What this task involves: Write out the listing below exactly, and omit any images you find in it.

>> begin Raw data

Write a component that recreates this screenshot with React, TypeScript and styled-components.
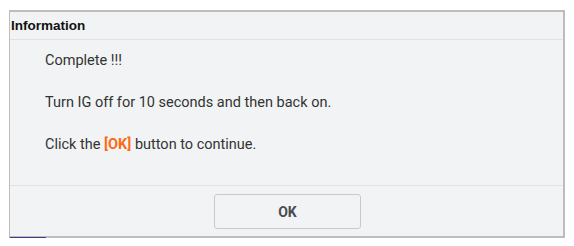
import React from "react";
import styled, { createGlobalStyle } from "styled-components";

const Global = createGlobalStyle`
  html, body { margin: 0; padding: 0; background: #ffffff; }
  body { font-family: Roboto, "Liberation Sans", Arial, sans-serif; }
`;

const Page = styled.div`
  padding: 10px 0 0 9px;
`;

const Dialog = styled.div`
  width: 553px;
  background: #f1f3f4;
  border: 1px solid #bdbdbd;
  border-top-width: 2px;
  border-right-width: 2px;
  border-bottom-width: 2px;
  display: flex;
  flex-direction: column;
`;

const Header = styled.div`
  height: 27px;
  display: flex;
  align-items: center;
  padding-left: 1px;
  font-family: "Liberation Sans", Arial, sans-serif;
  font-weight: 700;
  font-size: 13.5px;
  color: #111;
  border-bottom: 1px solid #e0e2e4;
`;

const Body = styled.div`
  height: 146px;
  padding: 11px 0 0 35px;
  box-sizing: border-box;
  display: flex;
  flex-direction: column;
  gap: 22px;
  border-bottom: 1px solid #e0e2e4;
`;

const Line = styled.div`
  font-size: 14.5px;
  line-height: 20px;
  color: #333;
`;

const Accent = styled.span`
  color: #ff6a13;
  font-weight: 700;
`;

const Footer = styled.div`
  display: flex;
  justify-content: center;
  padding: 8px 0 7px;
`;

const Button = styled.button`
  width: 147px;
  height: 35px;
  margin-left: 2px;
  background: #f2f3f5;
  border: 1px solid #c6cacf;
  border-radius: 3px;
  font-family: Roboto, "Liberation Sans", Arial, sans-serif;
  font-weight: 700;
  font-size: 14px;
  color: #474c52;
  cursor: pointer;
`;

const Underbar = styled.div`
  width: 36px;
  height: 1px;
  margin: -1px 0 0 1px;
  background: #3b3f8c;
`;

export default function App() {
  return (
    <>
      <Global />
      <Page>
        <Dialog>
          <Header>Information</Header>
          <Body>
            <Line>Complete !!!</Line>
            <Line>Turn IG off for 10 seconds and then back on.</Line>
            <Line>
              Click the <Accent>[OK]</Accent> button to continue.
            </Line>
          </Body>
          <Footer>
            <Button>OK</Button>
          </Footer>
        </Dialog>
        <Underbar />
      </Page>
    </>
  );
}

>> end Raw data

Expected answer:
Write a component that recreates this screenshot with React, TypeScript and styled-components.
import React from "react";
import styled, { createGlobalStyle } from "styled-components";

const Global = createGlobalStyle`
  html, body { margin: 0; padding: 0; background: #ffffff; }
  body { font-family: Roboto, "Liberation Sans", Arial, sans-serif; }
`;

const Page = styled.div`
  padding: 10px 0 0 9px;
`;

const Dialog = styled.div`
  width: 553px;
  background: #f1f3f4;
  border: 1px solid #bdbdbd;
  border-top-width: 2px;
  border-right-width: 2px;
  border-bottom-width: 2px;
  display: flex;
  flex-direction: column;
`;

const Header = styled.div`
  height: 27px;
  display: flex;
  align-items: center;
  padding-left: 1px;
  font-family: "Liberation Sans", Arial, sans-serif;
  font-weight: 700;
  font-size: 13.5px;
  color: #111;
  border-bottom: 1px solid #e0e2e4;
`;

const Body = styled.div`
  height: 146px;
  padding: 11px 0 0 35px;
  box-sizing: border-box;
  display: flex;
  flex-direction: column;
  gap: 22px;
  border-bottom: 1px solid #e0e2e4;
`;

const Line = styled.div`
  font-size: 14.5px;
  line-height: 20px;
  color: #333;
`;

const Accent = styled.span`
  color: #ff6a13;
  font-weight: 700;
`;

const Footer = styled.div`
  display: flex;
  justify-content: center;
  padding: 8px 0 7px;
`;

const Button = styled.button`
  width: 147px;
  height: 35px;
  margin-left: 2px;
  background: #f2f3f5;
  border: 1px solid #c6cacf;
  border-radius: 3px;
  font-family: Roboto, "Liberation Sans", Arial, sans-serif;
  font-weight: 700;
  font-size: 14px;
  color: #474c52;
  cursor: pointer;
`;

const Underbar = styled.div`
  width: 36px;
  height: 1px;
  margin: -1px 0 0 1px;
  background: #3b3f8c;
`;

export default function App() {
  return (
    <>
      <Global />
      <Page>
        <Dialog>
          <Header>Information</Header>
          <Body>
            <Line>Complete !!!</Line>
            <Line>Turn IG off for 10 seconds and then back on.</Line>
            <Line>
              Click the <Accent>[OK]</Accent> button to continue.
            </Line>
          </Body>
          <Footer>
            <Button>OK</Button>
          </Footer>
        </Dialog>
        <Underbar />
      </Page>
    </>
  );
}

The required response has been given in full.